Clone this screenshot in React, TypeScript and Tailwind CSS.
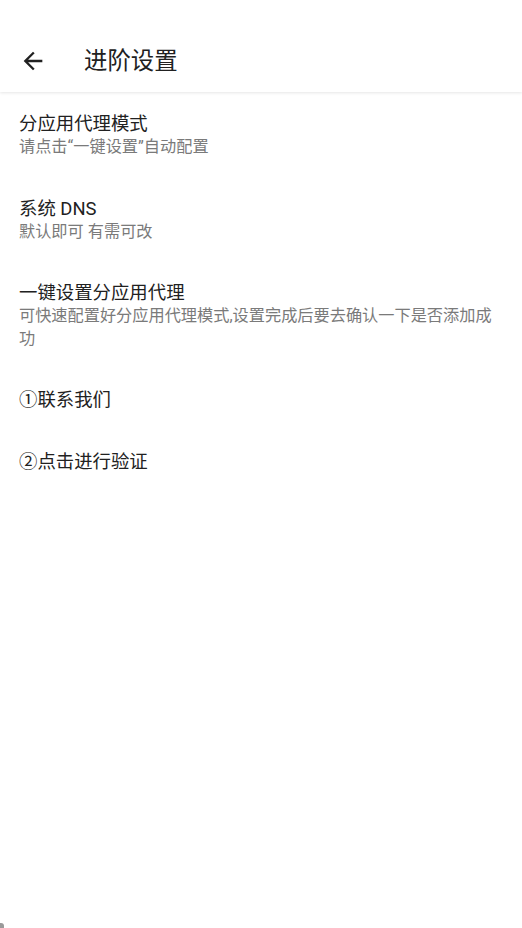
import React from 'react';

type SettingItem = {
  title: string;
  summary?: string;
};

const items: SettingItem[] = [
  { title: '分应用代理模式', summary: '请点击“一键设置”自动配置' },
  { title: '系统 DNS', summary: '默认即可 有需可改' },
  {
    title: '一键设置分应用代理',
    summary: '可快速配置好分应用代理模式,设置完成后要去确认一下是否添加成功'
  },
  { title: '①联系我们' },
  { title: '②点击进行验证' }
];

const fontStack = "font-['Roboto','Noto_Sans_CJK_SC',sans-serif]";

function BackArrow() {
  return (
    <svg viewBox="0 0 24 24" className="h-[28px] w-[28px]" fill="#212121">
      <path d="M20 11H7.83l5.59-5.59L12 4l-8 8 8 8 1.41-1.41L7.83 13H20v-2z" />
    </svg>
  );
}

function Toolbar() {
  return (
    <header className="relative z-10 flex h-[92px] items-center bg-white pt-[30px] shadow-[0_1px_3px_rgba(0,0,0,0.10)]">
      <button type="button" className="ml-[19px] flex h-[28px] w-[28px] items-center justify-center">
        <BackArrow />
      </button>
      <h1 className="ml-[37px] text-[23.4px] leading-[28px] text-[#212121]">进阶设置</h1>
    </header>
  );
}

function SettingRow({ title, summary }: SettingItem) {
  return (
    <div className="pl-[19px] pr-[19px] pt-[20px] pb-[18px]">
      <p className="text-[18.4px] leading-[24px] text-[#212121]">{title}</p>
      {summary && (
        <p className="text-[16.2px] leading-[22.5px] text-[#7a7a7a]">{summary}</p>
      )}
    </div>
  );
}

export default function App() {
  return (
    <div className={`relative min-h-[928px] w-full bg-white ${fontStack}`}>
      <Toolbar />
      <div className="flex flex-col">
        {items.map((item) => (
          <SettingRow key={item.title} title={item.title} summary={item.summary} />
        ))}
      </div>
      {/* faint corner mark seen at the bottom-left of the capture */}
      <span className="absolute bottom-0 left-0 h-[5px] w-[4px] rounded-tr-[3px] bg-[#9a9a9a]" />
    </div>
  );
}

* _Exercise aim_
Images should not appear in the copy; retype the listing above exactly.

* _Output for this task_
Clone this screenshot in React, TypeScript and Tailwind CSS.
import React from 'react';

type SettingItem = {
  title: string;
  summary?: string;
};

const items: SettingItem[] = [
  { title: '分应用代理模式', summary: '请点击“一键设置”自动配置' },
  { title: '系统 DNS', summary: '默认即可 有需可改' },
  {
    title: '一键设置分应用代理',
    summary: '可快速配置好分应用代理模式,设置完成后要去确认一下是否添加成功'
  },
  { title: '①联系我们' },
  { title: '②点击进行验证' }
];

const fontStack = "font-['Roboto','Noto_Sans_CJK_SC',sans-serif]";

function BackArrow() {
  return (
    <svg viewBox="0 0 24 24" className="h-[28px] w-[28px]" fill="#212121">
      <path d="M20 11H7.83l5.59-5.59L12 4l-8 8 8 8 1.41-1.41L7.83 13H20v-2z" />
    </svg>
  );
}

function Toolbar() {
  return (
    <header className="relative z-10 flex h-[92px] items-center bg-white pt-[30px] shadow-[0_1px_3px_rgba(0,0,0,0.10)]">
      <button type="button" className="ml-[19px] flex h-[28px] w-[28px] items-center justify-center">
        <BackArrow />
      </button>
      <h1 className="ml-[37px] text-[23.4px] leading-[28px] text-[#212121]">进阶设置</h1>
    </header>
  );
}

function SettingRow({ title, summary }: SettingItem) {
  return (
    <div className="pl-[19px] pr-[19px] pt-[20px] pb-[18px]">
      <p className="text-[18.4px] leading-[24px] text-[#212121]">{title}</p>
      {summary && (
        <p className="text-[16.2px] leading-[22.5px] text-[#7a7a7a]">{summary}</p>
      )}
    </div>
  );
}

export default function App() {
  return (
    <div className={`relative min-h-[928px] w-full bg-white ${fontStack}`}>
      <Toolbar />
      <div className="flex flex-col">
        {items.map((item) => (
          <SettingRow key={item.title} title={item.title} summary={item.summary} />
        ))}
      </div>
      {/* faint corner mark seen at the bottom-left of the capture */}
      <span className="absolute bottom-0 left-0 h-[5px] w-[4px] rounded-tr-[3px] bg-[#9a9a9a]" />
    </div>
  );
}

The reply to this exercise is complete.